**** Data rows ****
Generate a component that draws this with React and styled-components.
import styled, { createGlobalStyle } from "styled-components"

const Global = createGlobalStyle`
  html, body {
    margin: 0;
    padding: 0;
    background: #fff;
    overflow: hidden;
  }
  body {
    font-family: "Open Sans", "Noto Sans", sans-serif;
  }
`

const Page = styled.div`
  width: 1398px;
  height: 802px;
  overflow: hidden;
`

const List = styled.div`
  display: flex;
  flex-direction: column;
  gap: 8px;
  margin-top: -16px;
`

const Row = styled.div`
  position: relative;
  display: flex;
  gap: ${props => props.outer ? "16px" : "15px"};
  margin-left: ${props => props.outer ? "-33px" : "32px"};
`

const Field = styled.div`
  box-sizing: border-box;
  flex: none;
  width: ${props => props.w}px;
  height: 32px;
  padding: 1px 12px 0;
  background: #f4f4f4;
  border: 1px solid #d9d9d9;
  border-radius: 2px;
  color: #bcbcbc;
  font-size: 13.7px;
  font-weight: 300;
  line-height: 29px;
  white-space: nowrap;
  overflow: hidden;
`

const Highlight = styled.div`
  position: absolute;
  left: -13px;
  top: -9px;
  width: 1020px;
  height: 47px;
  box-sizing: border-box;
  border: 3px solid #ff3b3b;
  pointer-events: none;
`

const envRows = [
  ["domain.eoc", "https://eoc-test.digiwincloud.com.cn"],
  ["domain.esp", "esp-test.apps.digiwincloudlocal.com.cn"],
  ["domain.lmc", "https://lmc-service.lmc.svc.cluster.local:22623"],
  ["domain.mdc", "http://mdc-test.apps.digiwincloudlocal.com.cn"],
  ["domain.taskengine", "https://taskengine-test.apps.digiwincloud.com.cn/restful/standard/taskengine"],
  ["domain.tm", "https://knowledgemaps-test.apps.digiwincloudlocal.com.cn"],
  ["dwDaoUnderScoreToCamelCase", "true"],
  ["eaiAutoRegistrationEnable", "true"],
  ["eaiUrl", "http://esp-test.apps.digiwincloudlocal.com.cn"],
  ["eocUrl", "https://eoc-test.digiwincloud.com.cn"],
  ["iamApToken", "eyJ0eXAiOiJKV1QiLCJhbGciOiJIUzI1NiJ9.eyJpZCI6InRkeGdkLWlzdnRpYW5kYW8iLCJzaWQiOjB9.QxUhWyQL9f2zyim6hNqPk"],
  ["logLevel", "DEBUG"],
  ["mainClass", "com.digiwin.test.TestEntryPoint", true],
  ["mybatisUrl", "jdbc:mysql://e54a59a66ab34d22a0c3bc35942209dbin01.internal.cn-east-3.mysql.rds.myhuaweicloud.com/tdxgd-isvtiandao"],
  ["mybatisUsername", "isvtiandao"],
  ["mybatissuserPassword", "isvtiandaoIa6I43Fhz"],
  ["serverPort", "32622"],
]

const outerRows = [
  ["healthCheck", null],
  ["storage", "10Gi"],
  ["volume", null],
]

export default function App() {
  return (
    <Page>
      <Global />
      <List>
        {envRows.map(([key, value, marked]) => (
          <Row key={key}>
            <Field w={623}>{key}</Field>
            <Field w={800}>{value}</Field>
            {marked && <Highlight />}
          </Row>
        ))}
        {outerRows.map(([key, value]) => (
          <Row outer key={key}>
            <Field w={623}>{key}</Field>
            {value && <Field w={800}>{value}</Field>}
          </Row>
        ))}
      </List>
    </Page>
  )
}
****
**** Data rows ****
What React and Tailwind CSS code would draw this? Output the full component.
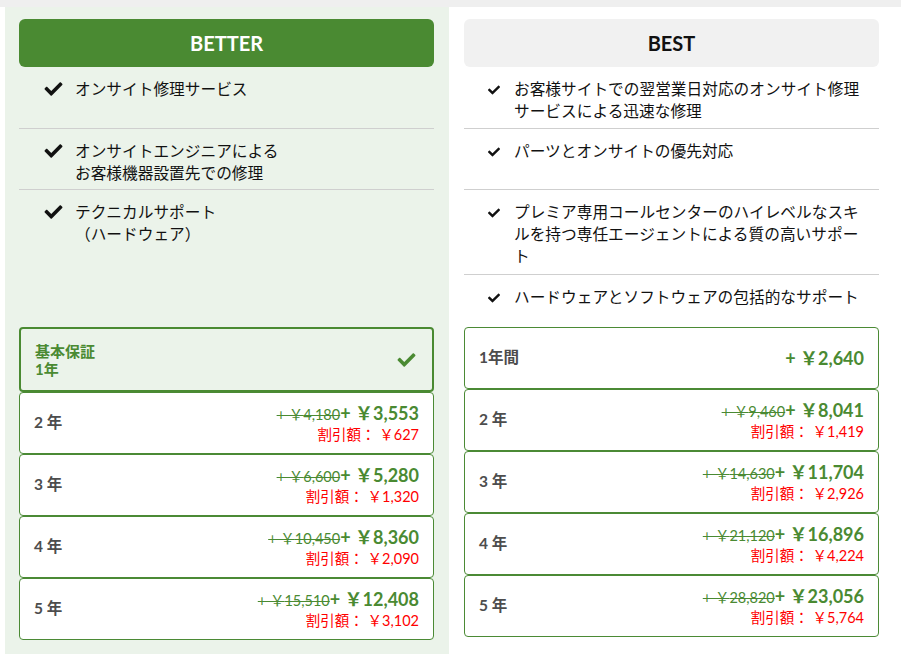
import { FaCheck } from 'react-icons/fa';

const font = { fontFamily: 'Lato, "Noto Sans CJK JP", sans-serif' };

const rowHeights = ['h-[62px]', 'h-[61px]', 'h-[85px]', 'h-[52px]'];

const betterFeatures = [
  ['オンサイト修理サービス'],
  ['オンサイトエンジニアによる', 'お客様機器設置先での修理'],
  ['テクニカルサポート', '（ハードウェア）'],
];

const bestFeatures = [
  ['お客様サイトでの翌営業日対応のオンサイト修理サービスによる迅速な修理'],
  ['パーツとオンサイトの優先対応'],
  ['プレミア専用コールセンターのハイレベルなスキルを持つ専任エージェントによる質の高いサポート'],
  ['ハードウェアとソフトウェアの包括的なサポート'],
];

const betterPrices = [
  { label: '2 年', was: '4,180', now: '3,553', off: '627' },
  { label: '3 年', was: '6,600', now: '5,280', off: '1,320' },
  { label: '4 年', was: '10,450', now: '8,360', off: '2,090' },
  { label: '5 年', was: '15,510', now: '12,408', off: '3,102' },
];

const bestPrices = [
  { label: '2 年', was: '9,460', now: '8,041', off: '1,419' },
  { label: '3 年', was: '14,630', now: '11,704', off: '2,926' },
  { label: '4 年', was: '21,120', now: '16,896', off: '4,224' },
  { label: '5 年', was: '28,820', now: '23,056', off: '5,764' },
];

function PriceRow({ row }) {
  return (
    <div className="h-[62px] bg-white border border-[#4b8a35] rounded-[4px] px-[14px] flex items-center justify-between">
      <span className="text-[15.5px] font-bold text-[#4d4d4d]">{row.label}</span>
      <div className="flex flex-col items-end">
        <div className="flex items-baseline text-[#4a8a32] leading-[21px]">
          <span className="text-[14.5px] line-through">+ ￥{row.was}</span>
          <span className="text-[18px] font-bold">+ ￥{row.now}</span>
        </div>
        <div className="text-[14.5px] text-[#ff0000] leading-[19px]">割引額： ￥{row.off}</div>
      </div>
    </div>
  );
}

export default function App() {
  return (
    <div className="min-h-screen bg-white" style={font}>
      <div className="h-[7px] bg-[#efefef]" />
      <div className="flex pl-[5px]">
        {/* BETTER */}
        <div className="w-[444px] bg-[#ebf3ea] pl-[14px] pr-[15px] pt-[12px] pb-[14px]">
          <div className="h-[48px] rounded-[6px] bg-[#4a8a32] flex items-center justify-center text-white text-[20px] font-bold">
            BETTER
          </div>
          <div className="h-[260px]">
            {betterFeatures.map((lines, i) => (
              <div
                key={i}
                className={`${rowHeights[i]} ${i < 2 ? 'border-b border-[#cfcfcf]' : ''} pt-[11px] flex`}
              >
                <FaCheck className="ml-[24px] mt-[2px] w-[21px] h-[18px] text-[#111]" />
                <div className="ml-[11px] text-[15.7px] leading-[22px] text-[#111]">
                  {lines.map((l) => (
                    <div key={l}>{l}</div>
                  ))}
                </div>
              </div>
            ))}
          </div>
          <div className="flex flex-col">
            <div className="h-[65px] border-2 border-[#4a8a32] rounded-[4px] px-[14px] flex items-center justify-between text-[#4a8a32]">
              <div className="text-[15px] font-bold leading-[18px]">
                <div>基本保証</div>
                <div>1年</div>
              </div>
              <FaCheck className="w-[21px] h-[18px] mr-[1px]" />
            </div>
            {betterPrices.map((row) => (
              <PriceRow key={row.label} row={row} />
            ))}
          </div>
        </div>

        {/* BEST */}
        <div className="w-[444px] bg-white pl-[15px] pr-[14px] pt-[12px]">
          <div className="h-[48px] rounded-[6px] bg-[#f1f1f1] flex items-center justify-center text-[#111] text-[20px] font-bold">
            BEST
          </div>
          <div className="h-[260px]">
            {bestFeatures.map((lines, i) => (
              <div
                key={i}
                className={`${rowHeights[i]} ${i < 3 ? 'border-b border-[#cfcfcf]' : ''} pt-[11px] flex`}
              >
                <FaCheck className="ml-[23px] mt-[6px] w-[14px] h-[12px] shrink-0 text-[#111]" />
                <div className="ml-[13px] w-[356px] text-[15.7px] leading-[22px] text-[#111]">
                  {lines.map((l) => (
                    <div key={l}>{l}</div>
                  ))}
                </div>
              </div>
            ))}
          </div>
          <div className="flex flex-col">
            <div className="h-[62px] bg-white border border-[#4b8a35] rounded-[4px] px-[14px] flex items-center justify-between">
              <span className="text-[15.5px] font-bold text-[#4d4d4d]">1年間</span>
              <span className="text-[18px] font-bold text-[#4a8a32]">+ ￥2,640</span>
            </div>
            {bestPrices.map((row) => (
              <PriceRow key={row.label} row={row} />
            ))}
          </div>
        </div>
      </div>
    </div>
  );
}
****
**** Data rows ****
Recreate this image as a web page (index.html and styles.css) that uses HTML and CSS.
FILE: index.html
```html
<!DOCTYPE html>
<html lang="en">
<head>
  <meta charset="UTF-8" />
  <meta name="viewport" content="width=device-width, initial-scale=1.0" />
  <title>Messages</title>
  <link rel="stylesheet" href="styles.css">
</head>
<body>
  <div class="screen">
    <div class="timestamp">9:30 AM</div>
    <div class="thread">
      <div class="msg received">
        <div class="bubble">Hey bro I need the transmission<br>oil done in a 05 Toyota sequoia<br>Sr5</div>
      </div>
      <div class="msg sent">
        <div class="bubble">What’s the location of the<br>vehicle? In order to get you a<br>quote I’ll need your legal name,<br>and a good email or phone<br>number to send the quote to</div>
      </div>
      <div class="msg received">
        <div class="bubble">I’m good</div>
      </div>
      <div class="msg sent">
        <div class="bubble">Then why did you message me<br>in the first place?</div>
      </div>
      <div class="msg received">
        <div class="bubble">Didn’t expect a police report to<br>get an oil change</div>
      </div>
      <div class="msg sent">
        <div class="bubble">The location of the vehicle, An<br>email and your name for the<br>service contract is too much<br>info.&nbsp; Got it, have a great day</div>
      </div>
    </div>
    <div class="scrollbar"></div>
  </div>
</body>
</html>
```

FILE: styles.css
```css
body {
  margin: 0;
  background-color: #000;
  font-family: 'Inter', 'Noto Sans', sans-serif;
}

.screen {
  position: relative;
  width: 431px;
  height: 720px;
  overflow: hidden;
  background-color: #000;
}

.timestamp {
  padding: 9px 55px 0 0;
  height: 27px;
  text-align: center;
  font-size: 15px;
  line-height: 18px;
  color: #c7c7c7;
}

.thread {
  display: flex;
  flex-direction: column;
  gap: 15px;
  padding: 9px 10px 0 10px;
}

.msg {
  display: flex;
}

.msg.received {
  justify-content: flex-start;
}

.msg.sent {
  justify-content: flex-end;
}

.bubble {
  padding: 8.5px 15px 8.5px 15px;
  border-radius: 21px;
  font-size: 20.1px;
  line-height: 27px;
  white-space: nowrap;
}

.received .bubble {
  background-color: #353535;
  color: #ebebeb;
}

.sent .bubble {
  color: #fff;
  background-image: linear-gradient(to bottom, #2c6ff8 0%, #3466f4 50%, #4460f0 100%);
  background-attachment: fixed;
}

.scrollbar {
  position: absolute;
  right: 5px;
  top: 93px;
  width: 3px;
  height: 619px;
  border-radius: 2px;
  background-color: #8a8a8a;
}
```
****
» **Exercise instructions**: Extract, without any images, the part of the material above that opens with the line containing "What React and" and closes with the line containing "['h-[62px]', 'h-[61px]', 'h-[85px]', 'h-[52px]'];", both lines included.

» **Task response**:
What React and Tailwind CSS code would draw this? Output the full component.
import { FaCheck } from 'react-icons/fa';

const font = { fontFamily: 'Lato, "Noto Sans CJK JP", sans-serif' };

const rowHeights = ['h-[62px]', 'h-[61px]', 'h-[85px]', 'h-[52px]'];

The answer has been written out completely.